A typical set list from a 1971 Ledge show, recollected by Grob, Lurie and friends in their best estimation, featured their original tracks like “Brandy,” “Catherine Street” and “Don’t It Make You Feel Good,” which Grob called a “a real ass-kicking, mother-f***’n Stones stomper, a big hit when we played the Ledge.”

Buffalo Springfield, the Rolling Stones, Sam and Dave, Jimi Hendrix and a handful of blues were covered too. 

“We played everything. We played popular hits of the day and our stuff. And we’d mix it all up and as long as you’d get the crowd going, it didn’t really matter what you did,” Grob said. 

The band on Lurie’s 282 Redmond Street stoop. Clockwise from top left: Grob, Gonsky, Lurie, Guinevere and Sweval

Lurie and Sweval both had apartments in New Brunswick through their senior years at Rutgers.
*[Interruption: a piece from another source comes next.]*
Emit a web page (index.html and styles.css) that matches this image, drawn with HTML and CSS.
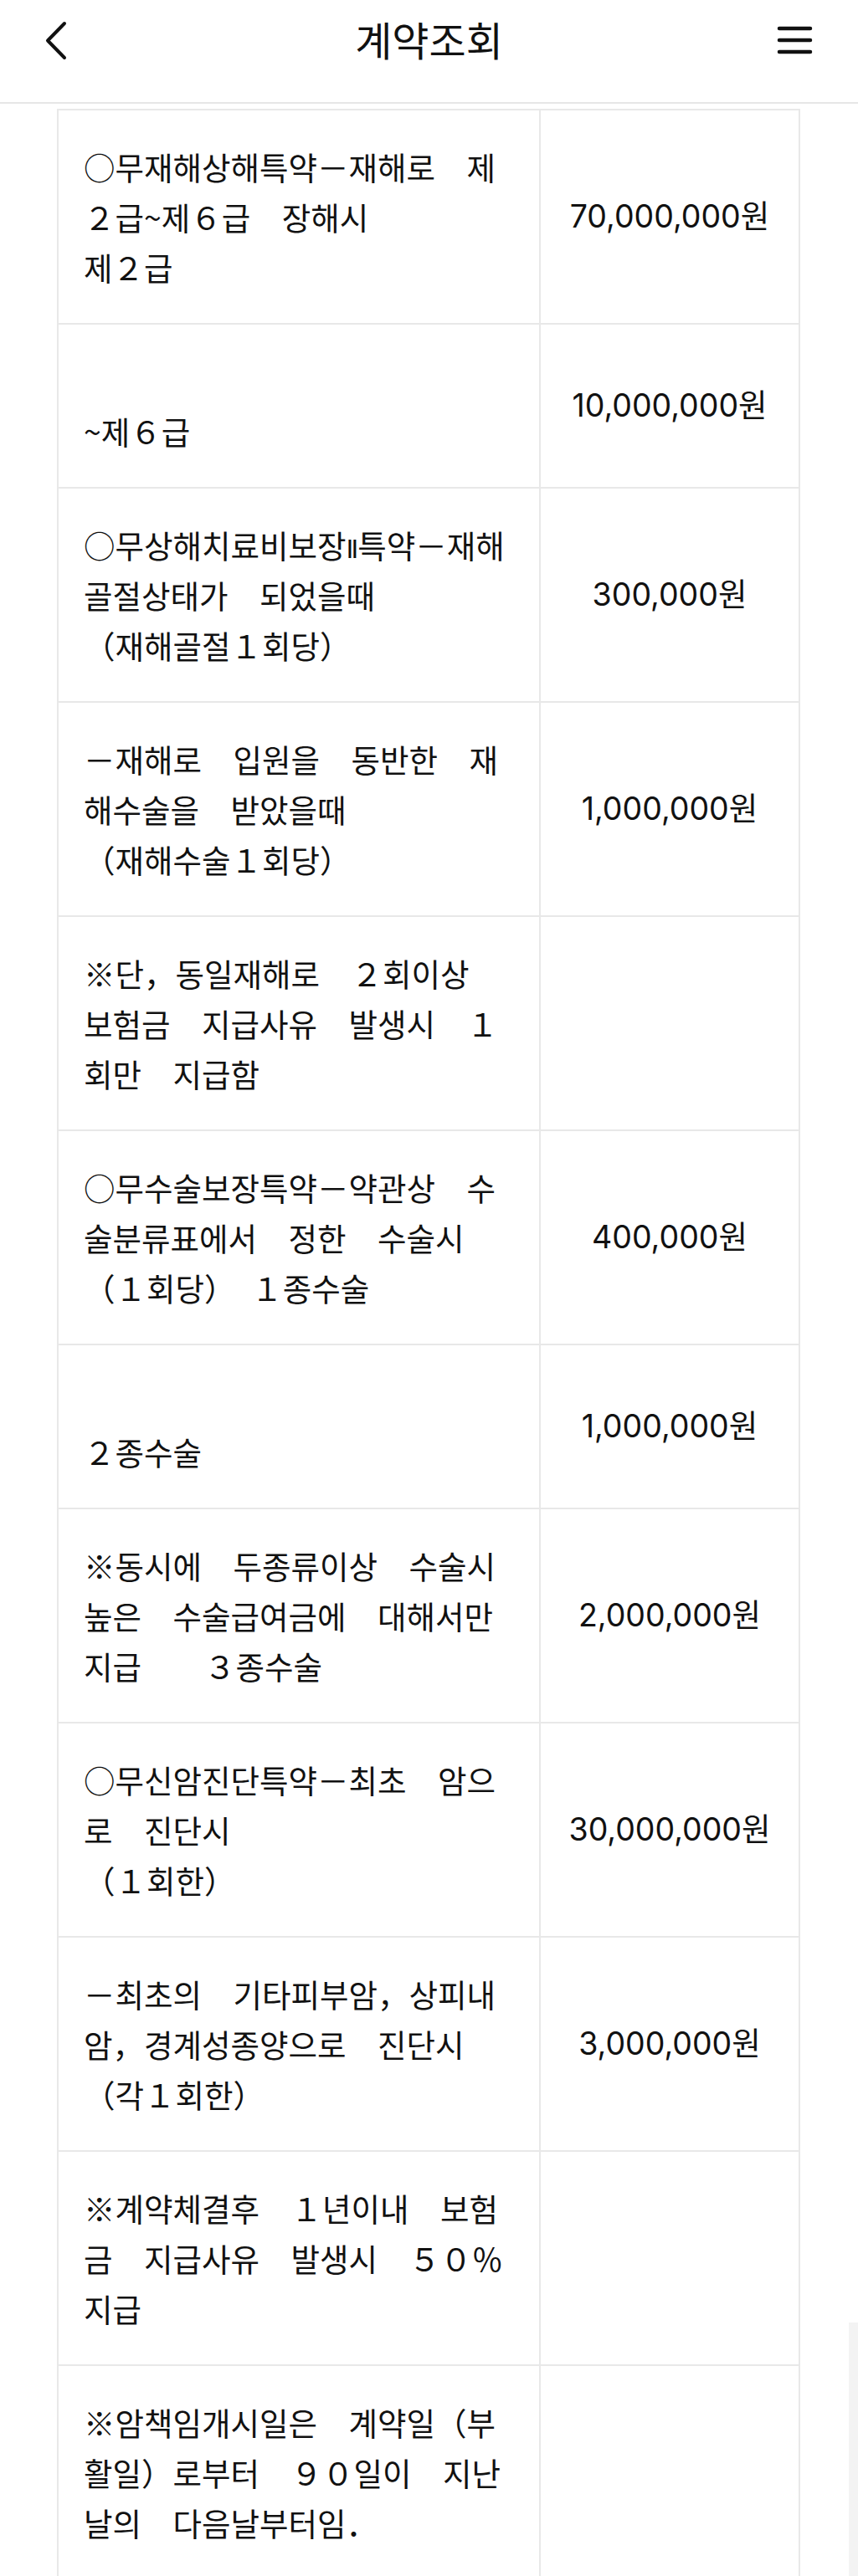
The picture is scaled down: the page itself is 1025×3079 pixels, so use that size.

Lurie lived at 282 Redmond Street, at the corner of Redmond Street and Joyce Kilmer Avenue. Sweval lived on Catherine Street. 

If you can’t place Catherine Street, it’s with good reason: it hasn’t existed since the 70’s.

“It’s now where the Johnson & Johnson headquarters are,” Grob said. “It was a block east of the railroad overpass bridge there, just north of George Street. That whole area used to be a neighborhood.” 

Ground was broken on the Johnson & Johnson (J&J) project in 1979, and it opened in April 1983.

A 1984 New York Times article highlighting the downtown developments wrote that the J&J complex was “carved from what was once one of the most decayed areas of the city… Only the land across the street, where a $35 million Hyatt-Regency Hotel and conference center now stand, matched it for blight. Until recently, both sides were composites of ramshackle stores, tenements and saloons.”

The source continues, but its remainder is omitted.